AUSTIN, Texas — In a quiet corner on campus, right outside the University of Texas Educational Leadership Building, Chase Moore writes. He writes because he knows the power of words, and he writes because of the words of power.
Moore is a former walk-on defensive back from the Texas Longhorns football team. He started in the spring game of 2018, but never played an actual snap for the Longhorns.
He told KVUE he's completely at peace with that.
“Some people have said that although I never played a down at UT, I have made a bigger impact than some five-star recruits, some four-year starters,” Moore said.
That's because Moore has always been chasing more than opposing wide receivers.
“I realized three topics that I care most about – educational policy, anti-racism and human rights violations,” he said.
For this Black History Month, it's the teaching of Black history that's become his life's work, specifically how we teach it.
“The school I went to in elementary, the resources were so old and so antiquated that the dictionary didn’t have the word 'computer' in it,” Moore said.
Moore is also focusing on why we teach it.
"What is the role of education?" he said. "Is it to educate, or is it to incarcerate?”
In the past year, Moore has spoken at the Texas State Capitol in front of the Board of Education to get comprehensive African American studies implemented in kindergarten through 12th grade in Texas schools.
More than 1 million people have watched his testimony, and the board has since implemented his recommendation.
In the past year, Moore created a series called "52 Videos, 52 Weeks," in which he focused on an aspect of educational policy once a week for all of 2020.
In the past year, Moore presented at the Black Student-Athlete Summit held at UT – a chance for him to recognize his past and change the future.

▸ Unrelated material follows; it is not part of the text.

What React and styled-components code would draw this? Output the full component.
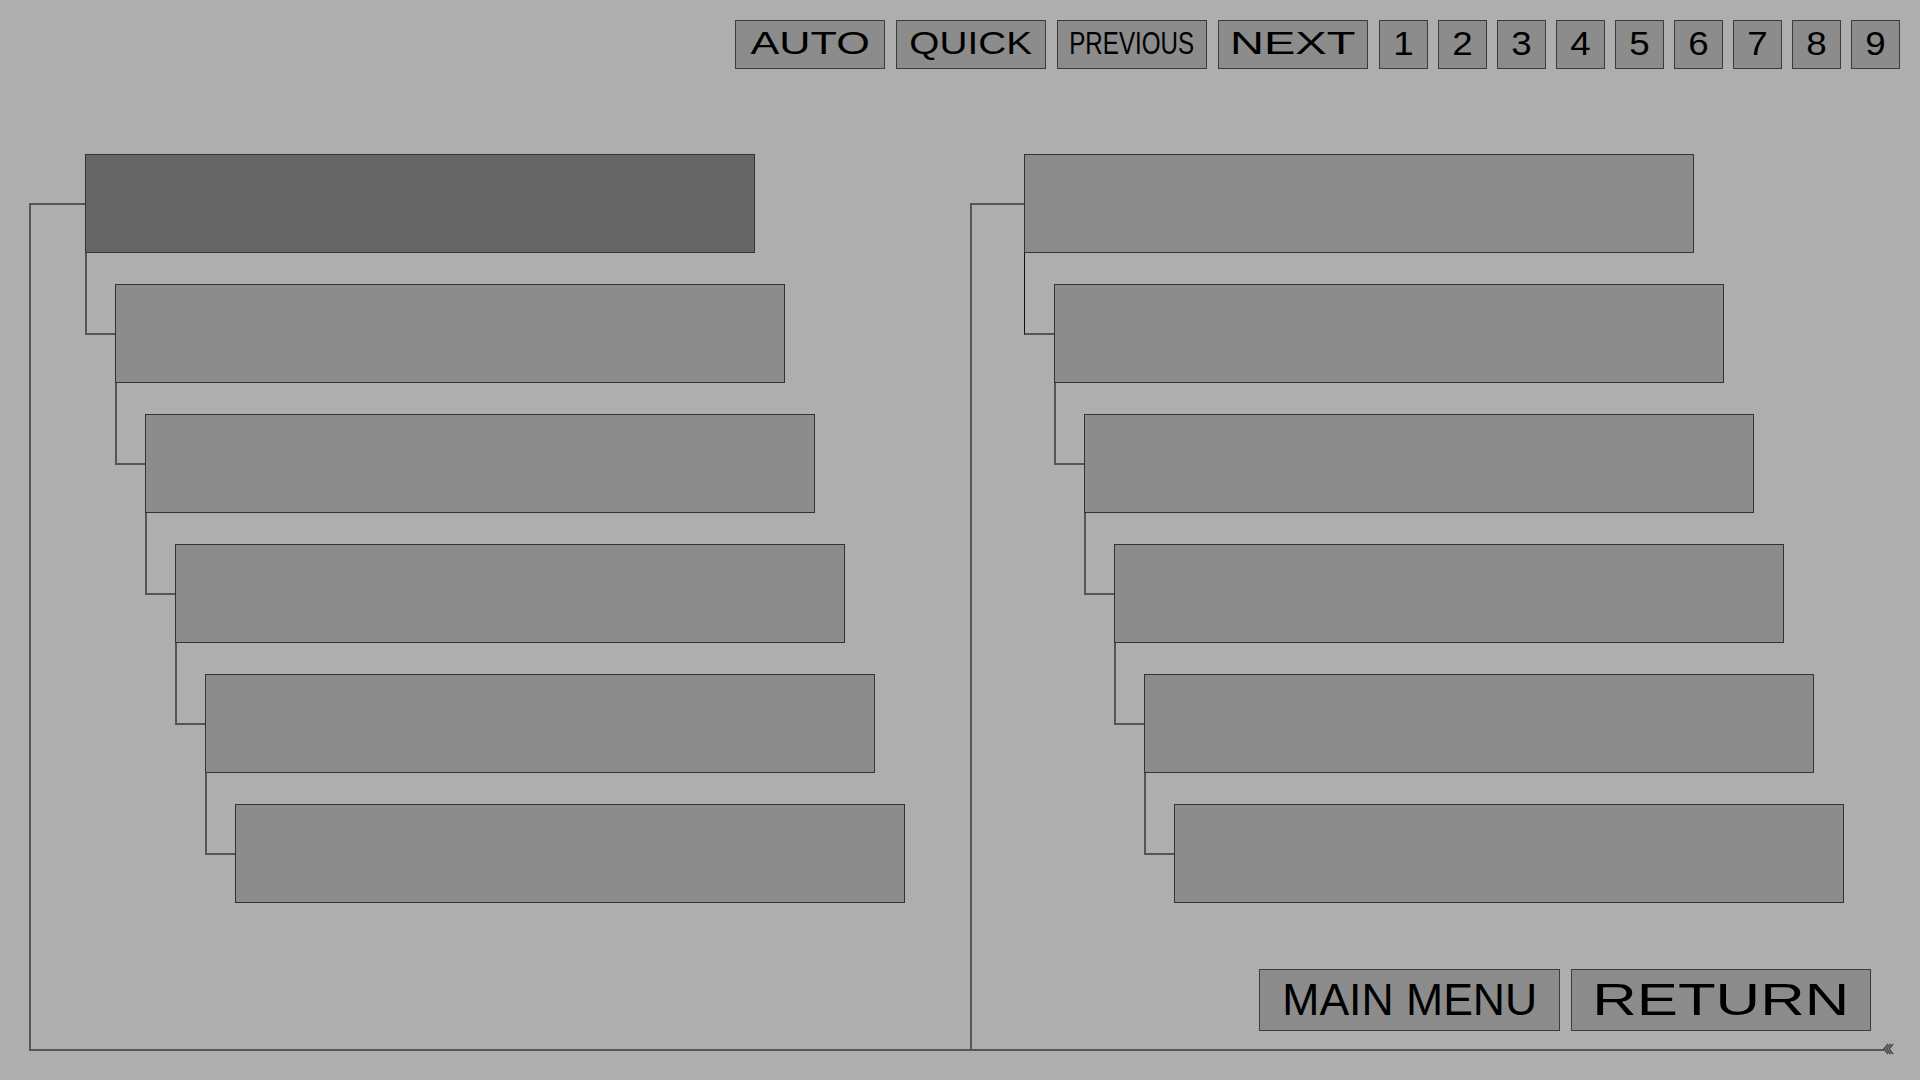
import React from "react";
import styled, { createGlobalStyle } from "styled-components";

const GlobalStyle = createGlobalStyle`
  html, body {
    margin: 0;
    padding: 0;
  }
  body {
    background: #aeaeae;
    font-family: "Liberation Sans", Arial, sans-serif;
    overflow: hidden;
  }
`;

const Screen = styled.div`
  width: 1920px;
  height: 1080px;
  display: flex;
  flex-direction: column;
`;

// top key strip
const TopBar = styled.div`
  display: flex;
  justify-content: flex-end;
  gap: 11px;
  height: 49px;
  padding: 20px 20px 0 0;
`;

const KeyGroup = styled.div`
  display: flex;
  gap: ${(p) => p.$gap}px;
`;

const KeyButton = styled.button`
  width: ${(p) => p.$w}px;
  height: ${(p) => p.$h}px;
  margin: 0;
  padding: 0 0 ${(p) => p.$lift || 0}px;
  box-sizing: border-box;
  background: #8c8c8c;
  border: 1px solid #3c3c3c;
  display: flex;
  align-items: center;
  justify-content: center;
  overflow: hidden;
  white-space: nowrap;
  font-family: "Liberation Sans", Arial, sans-serif;
  font-size: ${(p) => p.$fs}px;
  line-height: 1;
  color: #000;
  cursor: pointer;
`;

const Label = styled.span`
  display: inline-block;
  transform: scaleX(${(p) => p.$sx});
`;

// tree area
const Stage = styled.main`
  position: relative;
  display: flex;
  margin: 85px 0 0 29px;
  width: 1855px;
  height: 895px;
  border-bottom: 2px solid #555;
`;

const Panel = styled.section`
  display: flex;
  width: ${(p) => (p.$w ? `${p.$w}px` : "auto")};
  flex: ${(p) => (p.$w ? "none" : 1)};
`;

const Bracket = styled.div`
  width: ${(p) => p.$w}px;
  flex-shrink: 0;
  margin-top: 49px;
  box-sizing: border-box;
  border-top: 2px solid #555;
  border-left: 2px solid #555;
`;

const Column = styled.div`
  display: flex;
  flex-direction: column;
  flex: 1;
`;

const Slot = styled.div`
  width: 670px;
  height: 99px;
  box-sizing: border-box;
  background: ${(p) => (p.$active ? "#666666" : "#8c8c8c")};
  border: 1px solid #333;
`;

const Branch = styled.div`
  display: flex;
  align-items: flex-start;
`;

const Elbow = styled.div`
  width: 30px;
  height: 82px;
  flex-shrink: 0;
  box-sizing: border-box;
  border-left: ${(p) => (p.$thin ? "1px solid #111" : "2px solid #555")};
  border-bottom: 2px solid #555;
`;

const ChildCol = styled.div`
  padding-top: 31px;
`;

const Footer = styled.div`
  margin-top: auto;
  display: flex;
  justify-content: flex-end;
  gap: 11px;
  padding: 0 13px 18px 0;
`;

const EndMark = styled.svg`
  position: absolute;
  right: -11px;
  bottom: -6px;
`;

const modeKeys = [
  { label: "AUTO", sx: 1.35 },
  { label: "QUICK", sx: 1.21 },
  { label: "PREVIOUS", sx: 0.755 },
  { label: "NEXT", sx: 1.47 },
];

const pageKeys = ["1", "2", "3", "4", "5", "6", "7", "8", "9"];

function TreeNode({ depth, max, active, thinFirst }) {
  return (
    <div>
      <Slot $active={active && depth === 0} />
      {depth < max && (
        <Branch>
          <Elbow $thin={thinFirst && depth === 0} />
          <ChildCol>
            <TreeNode depth={depth + 1} max={max} />
          </ChildCol>
        </Branch>
      )}
    </div>
  );
}

export default function App() {
  return (
    <>
      <GlobalStyle />
      <Screen>
        <TopBar>
          <KeyGroup $gap={11}>
            {modeKeys.map((k) => (
              <KeyButton key={k.label} $w={150} $h={49} $fs={32} $lift={4}>
                <Label $sx={k.sx}>{k.label}</Label>
              </KeyButton>
            ))}
          </KeyGroup>
          <KeyGroup $gap={10}>
            {pageKeys.map((n) => (
              <KeyButton key={n} $w={49} $h={49} $fs={34} $lift={4}>
                <Label $sx={1.08}>{n}</Label>
              </KeyButton>
            ))}
          </KeyGroup>
        </TopBar>

        <Stage>
          <Panel $w={941}>
            <Bracket $w={56} />
            <Column>
              <TreeNode depth={0} max={5} active />
            </Column>
          </Panel>
          <Panel>
            <Bracket $w={54} />
            <Column>
              <TreeNode depth={0} max={5} thinFirst />
              <Footer>
                <KeyButton $w={301} $h={62} $fs={45} $lift={2}>
                  <Label $sx={0.99}>MAIN MENU</Label>
                </KeyButton>
                <KeyButton $w={300} $h={62} $fs={45} $lift={2}>
                  <Label $sx={1.37}>RETURN</Label>
                </KeyButton>
              </Footer>
            </Column>
          </Panel>
          <EndMark width="12" height="12" viewBox="0 0 12 12">
            <g fill="none" stroke="#444" strokeWidth="1.4">
              <polyline points="5,1 1,6 5,11" />
              <polyline points="7.5,1 3.5,6 7.5,11" />
              <polyline points="10,1 6,6 10,11" />
            </g>
          </EndMark>
        </Stage>
      </Screen>
    </>
  );
}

“I am just an extension of a great movement of Black student-athletes being more than an athlete,” he said.
Leonard Moore, a history professor at Texas and one of Chase Moore's mentors, broke down his goal.
“Yeah, playing ball is cool but I think his thing is, you got to leverage this platform that you have for a short period of time. You got to find a way to leverage it into your real-life career,” Leonard Moore said.
Chase Moore is 24 years old and will be getting his Master's in educational leadership and policy this spring.
He's proved a lot of people wrong to get to this point.
"I grew up in a single-parent home, as my parents divorced, and at the time I had to share a bed with my mom, my brother and my sister until about the age of 11 or 12 years old," Chase Moore said.
He'll even be proving wrong the very institution that will be handing him his degree.
“Dear Chase Moore, we regret to inform you that you have not been admitted to the 2017 spring semester at the University of Texas at Austin,” Chase Moore recited, from the letter of rejection he had received from Texas just a few years ago.
So many times, the education system nearly failed Chase Moore. Yet so many times he refused to let it happen, like when he appealed the rejection by writing a letter to UT and later gaining acceptance.
“That’s been the story of my life – being told no, but allowing my mind and my perspective to tell me yes,” Chase Moore said.
With the power of his words, he's not only persevered through it; with the words of power, he now wants to transform it.
"Me about to graduate from the very institution I was rejected from ... I want to let them know that this is what happens when you have unconditional, authentic care for a young boy from an inner-city area," Chase Moore said. "This is what happens when you make sure they have good, equipped resources. I want what I’m doing not to be like, ‘Wow, Chase has been through all this, but he still made it here.’ I don’t want this to be outstanding. I want this to be normal."